Suppose you consider all the polynomials of degree 3, which form a nice vector space. Now, let's look at a subset of these: all the polynomials $p(x)$ where the value at $x=1$ is exactly 2. Is this a valid subspace? We can check by asking if the identity element, the zero polynomial $z(x)=0$, belongs. For the zero polynomial, $z(1)=0$, which is not 2. So, the identity is not in our set. This tells us immediately that our set is not a proper subspace; its structure is fundamentally incomplete. The identity element acts as a crucial gatekeeper, a litmus test for structural integrity.

But here’s a wonderfully subtle point. The identity element isn't a property of the objects themselves, but of the rules of the game you are playing. Consider the world of matrices. We all know the identity matrix $I$ (with 1s on the diagonal and 0s elsewhere) is the identity for standard matrix multiplication. But in computational science and machine learning, another kind of product is common: the Hadamard product, where you multiply matrices element by element. If you play this game, is $I$ still the identity? Let’s see. If you take an arbitrary matrix $A$ and compute $I \circ A$, the off-diagonal elements of $A$ get multiplied by the zeros in $I$, so they vanish! The result is not $A$. The identity matrix is no longer the identity! For the Hadamard product, the "do nothing" operation requires a matrix where every single element is 1, often called the all-ones matrix $J$. This is a beautiful lesson: the same set of objects, matrices, can have completely different identities depending on the rules of interaction we define. Identity is relative to the operation.

This is where things get really exciting. The identity element is more than just a rule; it’s a universal translator. It allows us to build bridges between seemingly disconnected mathematical universes and know that we are preserving their essential structure.

A "homomorphism" is a map between two algebraic structures (like two groups) that respects their operations. Think of it as a flawless translation from one language to another. What’s the first rule of good translation? You have to correctly identify the protagonist! A homomorphism must map the identity element of the source group to the identity element of the target group.

For instance, there's a fascinating connection between the group of invertible $2 \times 2$ matrices under multiplication ($GL_2(\mathbb{R})$) and the group of real numbers under addition $(\mathbb{R}, +)$. The map is $\phi(M) = \ln(|\det(M)|)$. Where does the identity matrix $I$ in the world of matrices go? It goes straight to $0$ in the world of numbers, because $\ln(|\det(I)|) = \ln(1) = 0$. The multiplicative identity on one side corresponds perfectly to the additive identity on the other. This isn't a coincidence; it's a sign that the translation is faithful, that the deep structure is preserved.

This bridging power becomes even more apparent in representation theory, a cornerstone of quantum mechanics and particle physics.
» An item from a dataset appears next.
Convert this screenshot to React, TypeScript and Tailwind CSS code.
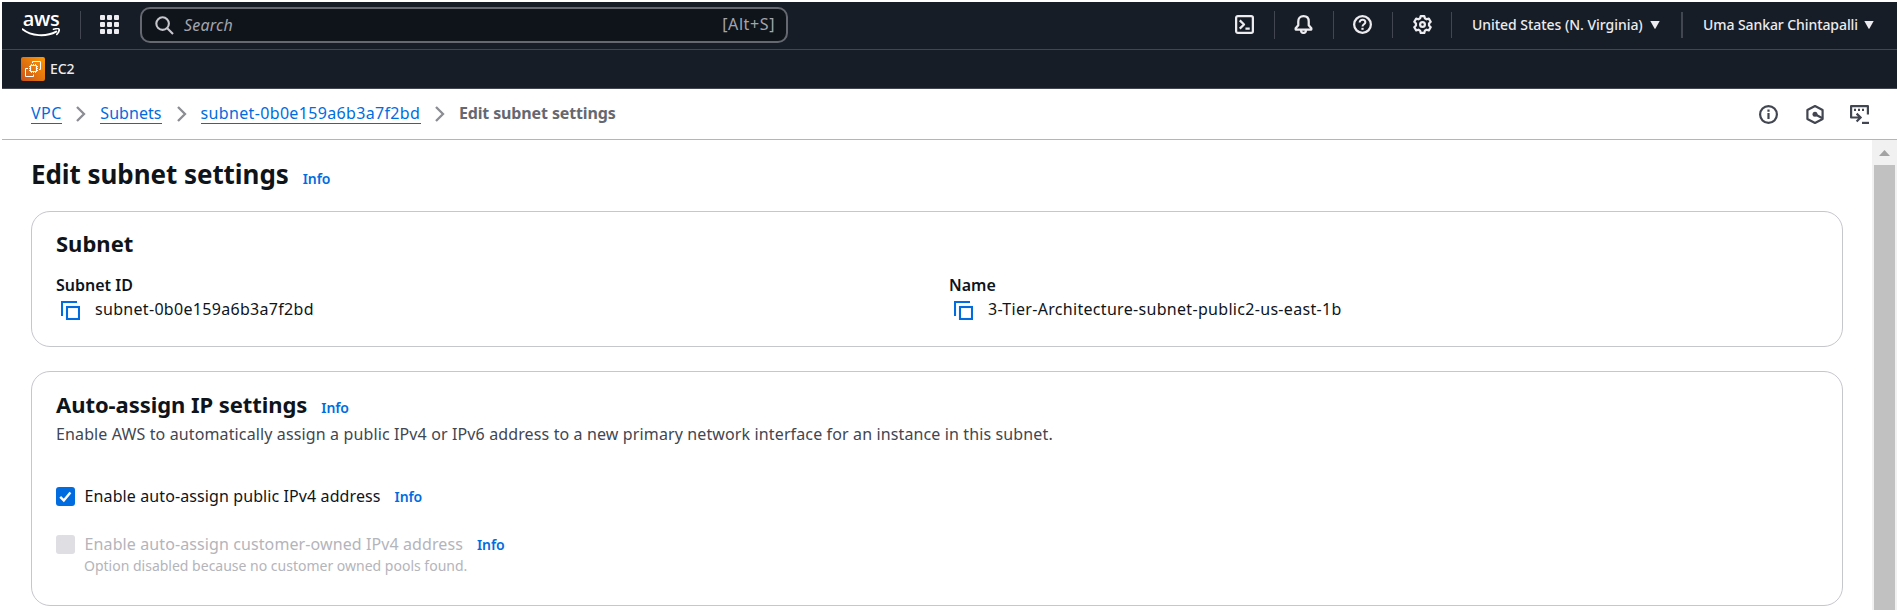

Here, we try to understand abstract groups of symmetries by "representing" their elements as concrete matrices. The "character" of a representation is a function that gives us a trace for each matrix. Now, what does the character tell us when we feed it the simplest element of all, the identity element $e$ of the group? The identity element $e$ is always represented by the identity matrix $I$. The trace of an $n \times n$ identity matrix is simply $n$. So, the character at the identity, $\chi(e)$, is equal to the dimension of the space the matrices are acting on! The most basic element of the abstract group holds the key to the most fundamental property—the very size—of the concrete world it is represented in.

In the highest realms of abstract algebra, the identity element reveals itself not as a passive placeholder, but as an active, potent ingredient in a kind of mathematical alchemy.

Consider a "ring," which is a set with both addition and multiplication, like the integers. In any ring, we have two special identities: the additive identity $0$ and the multiplicative identity $1$. These two elements orchestrate a deep drama. An element is a "unit" if it has a multiplicative inverse (like $1/3$ for $3$). An element is a "zero-divisor" if it's not zero, but you can multiply it by another non-zero element to get $0$ (like 2 in the ring of integers modulo 6, since $2 \times 3 = 6 \equiv 0 \pmod 6$). A fundamental theorem states that an element can never be both a unit and a zero-divisor. The existence of an inverse, which is defined in relation to the identity $1$, precludes the possibility of being annihilated to the identity $0$. The two identities enforce a fundamental cosmic order.

Even more magically, the identity $1$ can be used to "fix" or "upgrade" other elements. Take an element $a$ that is "nilpotent," meaning if you raise it to some power $n$, it becomes $0$ (e.g., $a^n=0$). This element $a$ is, in a way, defective. But watch what happens when you combine it with the identity: the element $1+a$ becomes a "unit"—a perfect, invertible element! Its inverse can even be constructed using the familiar geometric series formula: $(1+a)^{-1} = 1 - a + a^2 - \dots \pm a^{n-1}$. By adding the stable, perfect identity $1$ to the unstable, flawed element $a$, we create a new element with the best possible property of invertibility.

This creative power extends to building new worlds. If you have two algebraic structures, say $A$ and $B$, you can combine them into a larger, more complex structure called a "tensor product," $A \otimes_k B$. How do you define the "do nothing" operation in this composite universe? Intuitively, you should have to do nothing in world $A$ and do nothing in world $B$. And that’s exactly right. The identity of $A \otimes_k B$ is simply $1_A \otimes 1_B$, the tensor product of the individual identities. The concept scales in the most natural way imaginable.

Finally, let us take a flight to the dizzying heights of algebraic topology, a field that studies the properties of shapes by converting them into algebraic objects. Even here, in the cohomology ring $H^*(X; R)$ which tells us about the "holes" in a space $X$, we find a multiplicative identity. And what is it? It's the simplest possible thing you can imagine: it is the class of the function that assigns the number $1$ to every single point in the space. Once again, a concept of stunning simplicity and universality—the identity—appears as a foundational element in one of mathematics' most abstract disciplines.

From the bedrock of physical reality to the most ethereal towers of abstraction, the identity element is not a void. It is the point of reference, the standard of measure, the keeper of structure, and the bridge between worlds. It is the silent hero of our story, the constant that makes sense of all the variables. It is the beautiful, profound, and powerful idea of simply staying the same.